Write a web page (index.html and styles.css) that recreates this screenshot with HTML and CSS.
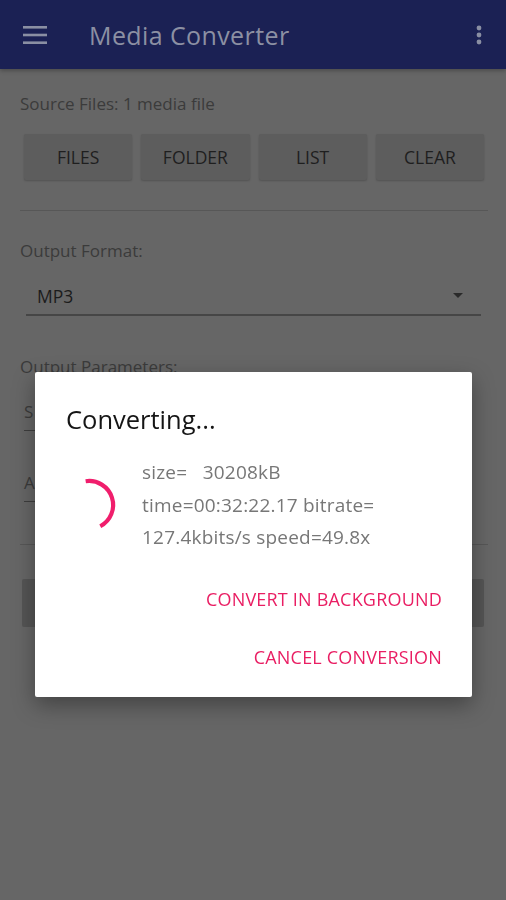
FILE: index.html
```html
<!DOCTYPE html>
<html lang="en">
<head>
    <meta charset="UTF-8">
    <meta name="viewport" content="width=device-width, initial-scale=1.0">
    <title>Media Converter</title>
    <link rel="stylesheet" href="styles.css">
</head>
<body>
    <header class="app-bar">
        <svg class="menu-icon" width="24" height="18" viewBox="0 0 24 18">
            <rect x="0" y="0" width="24" height="2.6" fill="#8a8fa3"/>
            <rect x="0" y="7.7" width="24" height="2.6" fill="#8a8fa3"/>
            <rect x="0" y="15.4" width="24" height="2.6" fill="#8a8fa3"/>
        </svg>
        <h1 class="app-title">Media Converter</h1>
        <svg class="more-icon" width="6" height="20" viewBox="0 0 6 20">
            <circle cx="3" cy="3" r="2.4" fill="#8a8fa3"/>
            <circle cx="3" cy="10" r="2.4" fill="#8a8fa3"/>
            <circle cx="3" cy="17" r="2.4" fill="#8a8fa3"/>
        </svg>
    </header>

    <main class="content">
        <p class="label source">Source Files: 1 media file</p>
        <div class="btn-row">
            <button class="flat-btn">FILES</button>
            <button class="flat-btn">FOLDER</button>
            <button class="flat-btn">LIST</button>
            <button class="flat-btn">CLEAR</button>
        </div>
        <hr class="divider">

        <p class="label">Output Format:</p>
        <div class="spinner-field">
            <span>MP3</span>
            <span class="arrow"></span>
        </div>

        <p class="label params">Output Parameters:</p>
        <div class="param-field">S</div>
        <div class="param-field">A</div>
        <hr class="divider low">
        <div class="start-btn"></div>
    </main>

    <div class="scrim">
        <div class="dialog">
            <h2 class="dialog-title">Converting...</h2>
            <div class="dialog-body">
                <svg class="progress" width="60" height="60" viewBox="0 0 60 60">
                    <path d="M30 6 A24 24 0 0 1 38.2 52.6" fill="none" stroke="#f01e6c" stroke-width="4.2" stroke-linecap="butt" transform="rotate(-8 30 30)"/>
                </svg>
                <div class="dialog-msg">
                    size=&nbsp;&nbsp;&nbsp;30208kB<br>
                    time=00:32:22.17 bitrate=<br>
                    127.4kbits/s speed=49.8x
                </div>
            </div>
            <div class="dialog-actions">
                <button class="text-btn">CONVERT IN BACKGROUND</button>
                <button class="text-btn">CANCEL CONVERSION</button>
            </div>
        </div>
    </div>
</body>
</html>
```

FILE: styles.css
```css
body {
    font-family: 'Open Sans', 'Noto Sans', sans-serif;
    background: #666666;
    margin: 0;
    padding: 0;
    height: 900px;
    overflow: hidden;
}

.app-bar {
    background: #1b2154;
    height: 69px;
    display: flex;
    align-items: center;
    padding: 0 24px 0 23px;
    box-shadow: 0 2px 4px rgba(0, 0, 0, 0.25);
}

.menu-icon {
    margin-top: 1px;
}

.app-title {
    margin: 0 0 0 42px;
    font-size: 25px;
    font-weight: 400;
    color: #8c90a3;
    flex: 1;
    letter-spacing: 0.4px;
}

.more-icon {
    margin-top: 1px;
}

.content {
    padding: 0 18px 0 20px;
}

.label {
    margin: 0;
    font-size: 17px;
    color: #3b3b3b;
}

.source {
    padding-top: 23px;
}

.btn-row {
    display: flex;
    gap: 9px;
    padding: 19px 4px 0 4px;
}

.flat-btn {
    flex: 1;
    height: 46px;
    background: #5d5d5d;
    border: none;
    border-radius: 2px;
    box-shadow: 0 1px 2px rgba(0, 0, 0, 0.2);
    font-family: inherit;
    font-size: 17.5px;
    color: #1f1f1f;
}

.divider {
    border: none;
    border-top: 1px solid #575757;
    margin: 30px 0 28px 0;
}

.spinner-field {
    margin: 15px 7px 0 6px;
    height: 37px;
    border-bottom: 2px solid #464646;
    display: flex;
    align-items: center;
    justify-content: space-between;
    padding: 0 18px 0 11px;
    font-size: 17.5px;
    color: #1c1c1c;
}

.arrow {
    width: 0;
    height: 0;
    border-left: 5px solid transparent;
    border-right: 5px solid transparent;
    border-top: 5px solid #2a2a2a;
}

.params {
    padding-top: 39px;
}

.param-field {
    margin: 22px 0 0 4px;
    width: 20px;
    height: 30px;
    border-bottom: 1px solid #3e3e3e;
    color: #3b3b3b;
    font-size: 17px;
}

.param-field + .param-field {
    margin-top: 40px;
}

.divider.low {
    margin: 42px 0 0 0;
}

.start-btn {
    margin: 34px 4px 0 2px;
    height: 48px;
    background: #555555;
    border-radius: 2px;
}

.scrim {
    position: fixed;
    inset: 0;
    padding: 372px 34px 0 35px;
}

.dialog {
    background: #ffffff;
    height: 325px;
    border-radius: 2px;
    box-shadow: 0 8px 22px rgba(0, 0, 0, 0.35);
    box-sizing: border-box;
    padding: 30px 30px 0 31px;
}

.dialog-title {
    margin: 0;
    font-size: 25.5px;
    font-weight: 400;
    color: #151515;
    line-height: 34px;
}

.dialog-body {
    display: flex;
    align-items: center;
    margin-top: 20px;
}

.progress {
    margin: 0 23px 0 -7px;
    flex-shrink: 0;
}

.dialog-msg {
    font-size: 19px;
    line-height: 32.5px;
    color: #777777;
    letter-spacing: 0.2px;
}

.dialog-actions {
    display: flex;
    flex-direction: column;
    align-items: flex-end;
    margin-top: 16px;
}

.text-btn {
    background: none;
    border: none;
    padding: 0;
    font-family: inherit;
    font-size: 18px;
    color: #e91e63;
    height: 58px;
    letter-spacing: 0.2px;
}
```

--

*What is needed*: Copy out each line exactly, without the pictures.

*Result*:
Write a web page (index.html and styles.css) that recreates this screenshot with HTML and CSS.
FILE: index.html
```html
<!DOCTYPE html>
<html lang="en">
<head>
    <meta charset="UTF-8">
    <meta name="viewport" content="width=device-width, initial-scale=1.0">
    <title>Media Converter</title>
    <link rel="stylesheet" href="styles.css">
</head>
<body>
    <header class="app-bar">
        <svg class="menu-icon" width="24" height="18" viewBox="0 0 24 18">
            <rect x="0" y="0" width="24" height="2.6" fill="#8a8fa3"/>
            <rect x="0" y="7.7" width="24" height="2.6" fill="#8a8fa3"/>
            <rect x="0" y="15.4" width="24" height="2.6" fill="#8a8fa3"/>
        </svg>
        <h1 class="app-title">Media Converter</h1>
        <svg class="more-icon" width="6" height="20" viewBox="0 0 6 20">
            <circle cx="3" cy="3" r="2.4" fill="#8a8fa3"/>
            <circle cx="3" cy="10" r="2.4" fill="#8a8fa3"/>
            <circle cx="3" cy="17" r="2.4" fill="#8a8fa3"/>
        </svg>
    </header>

    <main class="content">
        <p class="label source">Source Files: 1 media file</p>
        <div class="btn-row">
            <button class="flat-btn">FILES</button>
            <button class="flat-btn">FOLDER</button>
            <button class="flat-btn">LIST</button>
            <button class="flat-btn">CLEAR</button>
        </div>
        <hr class="divider">

        <p class="label">Output Format:</p>
        <div class="spinner-field">
            <span>MP3</span>
            <span class="arrow"></span>
        </div>

        <p class="label params">Output Parameters:</p>
        <div class="param-field">S</div>
        <div class="param-field">A</div>
        <hr class="divider low">
        <div class="start-btn"></div>
    </main>

    <div class="scrim">
        <div class="dialog">
            <h2 class="dialog-title">Converting...</h2>
            <div class="dialog-body">
                <svg class="progress" width="60" height="60" viewBox="0 0 60 60">
                    <path d="M30 6 A24 24 0 0 1 38.2 52.6" fill="none" stroke="#f01e6c" stroke-width="4.2" stroke-linecap="butt" transform="rotate(-8 30 30)"/>
                </svg>
                <div class="dialog-msg">
                    size=&nbsp;&nbsp;&nbsp;30208kB<br>
                    time=00:32:22.17 bitrate=<br>
                    127.4kbits/s speed=49.8x
                </div>
            </div>
            <div class="dialog-actions">
                <button class="text-btn">CONVERT IN BACKGROUND</button>
                <button class="text-btn">CANCEL CONVERSION</button>
            </div>
        </div>
    </div>
</body>
</html>
```

FILE: styles.css
```css
body {
    font-family: 'Open Sans', 'Noto Sans', sans-serif;
    background: #666666;
    margin: 0;
    padding: 0;
    height: 900px;
    overflow: hidden;
}

.app-bar {
    background: #1b2154;
    height: 69px;
    display: flex;
    align-items: center;
    padding: 0 24px 0 23px;
    box-shadow: 0 2px 4px rgba(0, 0, 0, 0.25);
}

.menu-icon {
    margin-top: 1px;
}

.app-title {
    margin: 0 0 0 42px;
    font-size: 25px;
    font-weight: 400;
    color: #8c90a3;
    flex: 1;
    letter-spacing: 0.4px;
}

.more-icon {
    margin-top: 1px;
}

.content {
    padding: 0 18px 0 20px;
}

.label {
    margin: 0;
    font-size: 17px;
    color: #3b3b3b;
}

.source {
    padding-top: 23px;
}

.btn-row {
    display: flex;
    gap: 9px;
    padding: 19px 4px 0 4px;
}

.flat-btn {
    flex: 1;
    height: 46px;
    background: #5d5d5d;
    border: none;
    border-radius: 2px;
    box-shadow: 0 1px 2px rgba(0, 0, 0, 0.2);
    font-family: inherit;
    font-size: 17.5px;
    color: #1f1f1f;
}

.divider {
    border: none;
    border-top: 1px solid #575757;
    margin: 30px 0 28px 0;
}

.spinner-field {
    margin: 15px 7px 0 6px;
    height: 37px;
    border-bottom: 2px solid #464646;
    display: flex;
    align-items: center;
    justify-content: space-between;
    padding: 0 18px 0 11px;
    font-size: 17.5px;
    color: #1c1c1c;
}

.arrow {
    width: 0;
    height: 0;
    border-left: 5px solid transparent;
    border-right: 5px solid transparent;
    border-top: 5px solid #2a2a2a;
}

.params {
    padding-top: 39px;
}

.param-field {
    margin: 22px 0 0 4px;
    width: 20px;
    height: 30px;
    border-bottom: 1px solid #3e3e3e;
    color: #3b3b3b;
    font-size: 17px;
}

.param-field + .param-field {
    margin-top: 40px;
}

.divider.low {
    margin: 42px 0 0 0;
}

.start-btn {
    margin: 34px 4px 0 2px;
    height: 48px;
    background: #555555;
    border-radius: 2px;
}

.scrim {
    position: fixed;
    inset: 0;
    padding: 372px 34px 0 35px;
}

.dialog {
    background: #ffffff;
    height: 325px;
    border-radius: 2px;
    box-shadow: 0 8px 22px rgba(0, 0, 0, 0.35);
    box-sizing: border-box;
    padding: 30px 30px 0 31px;
}

.dialog-title {
    margin: 0;
    font-size: 25.5px;
    font-weight: 400;
    color: #151515;
    line-height: 34px;
}

.dialog-body {
    display: flex;
    align-items: center;
    margin-top: 20px;
}

.progress {
    margin: 0 23px 0 -7px;
    flex-shrink: 0;
}

.dialog-msg {
    font-size: 19px;
    line-height: 32.5px;
    color: #777777;
    letter-spacing: 0.2px;
}

.dialog-actions {
    display: flex;
    flex-direction: column;
    align-items: flex-end;
    margin-top: 16px;
}

.text-btn {
    background: none;
    border: none;
    padding: 0;
    font-family: inherit;
    font-size: 18px;
    color: #e91e63;
    height: 58px;
    letter-spacing: 0.2px;
}
```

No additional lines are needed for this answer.